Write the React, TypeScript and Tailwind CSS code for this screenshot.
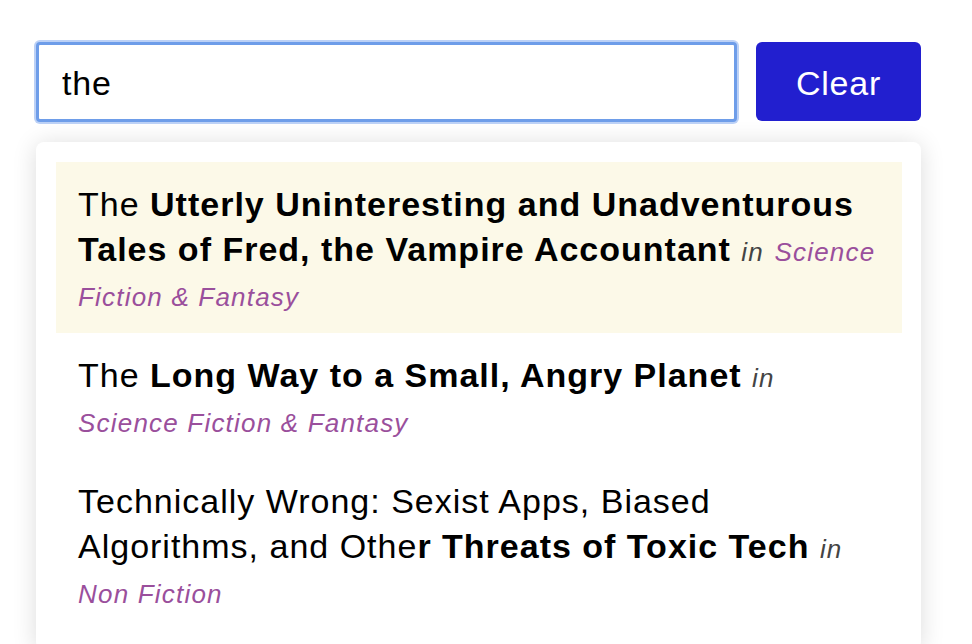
import { useState } from 'react';

interface Book {
    plain: string;
    bold: string;
    category: string;
}

const books: Book[] = [
    {
        plain: 'The ',
        bold: 'Utterly Uninteresting and Unadventurous Tales of Fred, the Vampire Accountant',
        category: 'Science Fiction & Fantasy',
    },
    {
        plain: 'The ',
        bold: 'Long Way to a Small, Angry Planet',
        category: 'Science Fiction & Fantasy',
    },
    {
        plain: 'Technically Wrong: Sexist Apps, Biased Algorithms, and Othe',
        bold: 'r Threats of Toxic Tech',
        category: 'Non Fiction',
    },
];

export default function App() {
    const [query, setQuery] = useState('the');
    const [active, setActive] = useState(0);

    return (
        <div className="min-h-screen bg-white pl-[36px] pr-[51px] pt-[42px] font-['Liberation_Sans',Arial,sans-serif] text-black">
            <div className="flex gap-[19px]">
                <input
                    type="text"
                    value={query}
                    onChange={(e) => setQuery(e.target.value)}
                    className="h-[80px] flex-1 rounded-[4px] border-[3px] border-[#6e9de9] bg-white px-[23px] pt-[2px] text-[34px] tracking-[0.8px] shadow-[0_0_0_2px_#bcd1f6] outline-none"
                />
                <button
                    type="button"
                    onClick={() => setQuery('')}
                    className="h-[79px] w-[165px] rounded-[6px] bg-[#221fcf] pt-[3px] text-[34px] tracking-[0.8px] text-white"
                >
                    Clear
                </button>
            </div>

            <ul className="mt-[20px] rounded-[8px] bg-white p-[20px] pr-[19px] shadow-[0_2px_24px_rgba(0,0,0,0.14)]">
                {books.map((book, i) => (
                    <li
                        key={i}
                        onMouseEnter={() => setActive(i)}
                        className={
                            'px-[22px] pt-[20px] pb-[16px] text-[34px] leading-[45px] tracking-[1px] ' +
                            (active === i ? 'bg-[#fcf9e8]' : '')
                        }
                    >
                        {book.plain}
                        <strong className="font-bold">{book.bold}</strong>{' '}
                        <em className="text-[26px] leading-none tracking-[1.2px] text-[#444]">in</em>{' '}
                        <em className="text-[26px] leading-none tracking-[1.2px] text-[#9a4f9c]">
                            {book.category}
                        </em>
                    </li>
                ))}
            </ul>
        </div>
    );
}
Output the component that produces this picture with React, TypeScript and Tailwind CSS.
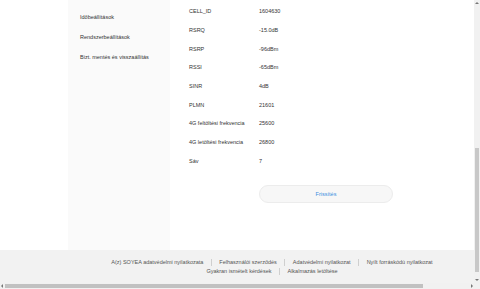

※ ※ ※

Set down every record once more, word for word, without pictures.

## Task output
Write the React, TypeScript and Tailwind CSS code for this screenshot.
import { useState } from 'react';

interface Book {
    plain: string;
    bold: string;
    category: string;
}

const books: Book[] = [
    {
        plain: 'The ',
        bold: 'Utterly Uninteresting and Unadventurous Tales of Fred, the Vampire Accountant',
        category: 'Science Fiction & Fantasy',
    },
    {
        plain: 'The ',
        bold: 'Long Way to a Small, Angry Planet',
        category: 'Science Fiction & Fantasy',
    },
    {
        plain: 'Technically Wrong: Sexist Apps, Biased Algorithms, and Othe',
        bold: 'r Threats of Toxic Tech',
        category: 'Non Fiction',
    },
];

export default function App() {
    const [query, setQuery] = useState('the');
    const [active, setActive] = useState(0);

    return (
        <div className="min-h-screen bg-white pl-[36px] pr-[51px] pt-[42px] font-['Liberation_Sans',Arial,sans-serif] text-black">
            <div className="flex gap-[19px]">
                <input
                    type="text"
                    value={query}
                    onChange={(e) => setQuery(e.target.value)}
                    className="h-[80px] flex-1 rounded-[4px] border-[3px] border-[#6e9de9] bg-white px-[23px] pt-[2px] text-[34px] tracking-[0.8px] shadow-[0_0_0_2px_#bcd1f6] outline-none"
                />
                <button
                    type="button"
                    onClick={() => setQuery('')}
                    className="h-[79px] w-[165px] rounded-[6px] bg-[#221fcf] pt-[3px] text-[34px] tracking-[0.8px] text-white"
                >
                    Clear
                </button>
            </div>

            <ul className="mt-[20px] rounded-[8px] bg-white p-[20px] pr-[19px] shadow-[0_2px_24px_rgba(0,0,0,0.14)]">
                {books.map((book, i) => (
                    <li
                        key={i}
                        onMouseEnter={() => setActive(i)}
                        className={
                            'px-[22px] pt-[20px] pb-[16px] text-[34px] leading-[45px] tracking-[1px] ' +
                            (active === i ? 'bg-[#fcf9e8]' : '')
                        }
                    >
                        {book.plain}
                        <strong className="font-bold">{book.bold}</strong>{' '}
                        <em className="text-[26px] leading-none tracking-[1.2px] text-[#444]">in</em>{' '}
                        <em className="text-[26px] leading-none tracking-[1.2px] text-[#9a4f9c]">
                            {book.category}
                        </em>
                    </li>
                ))}
            </ul>
        </div>
    );
}
Output the component that produces this picture with React, TypeScript and Tailwind CSS.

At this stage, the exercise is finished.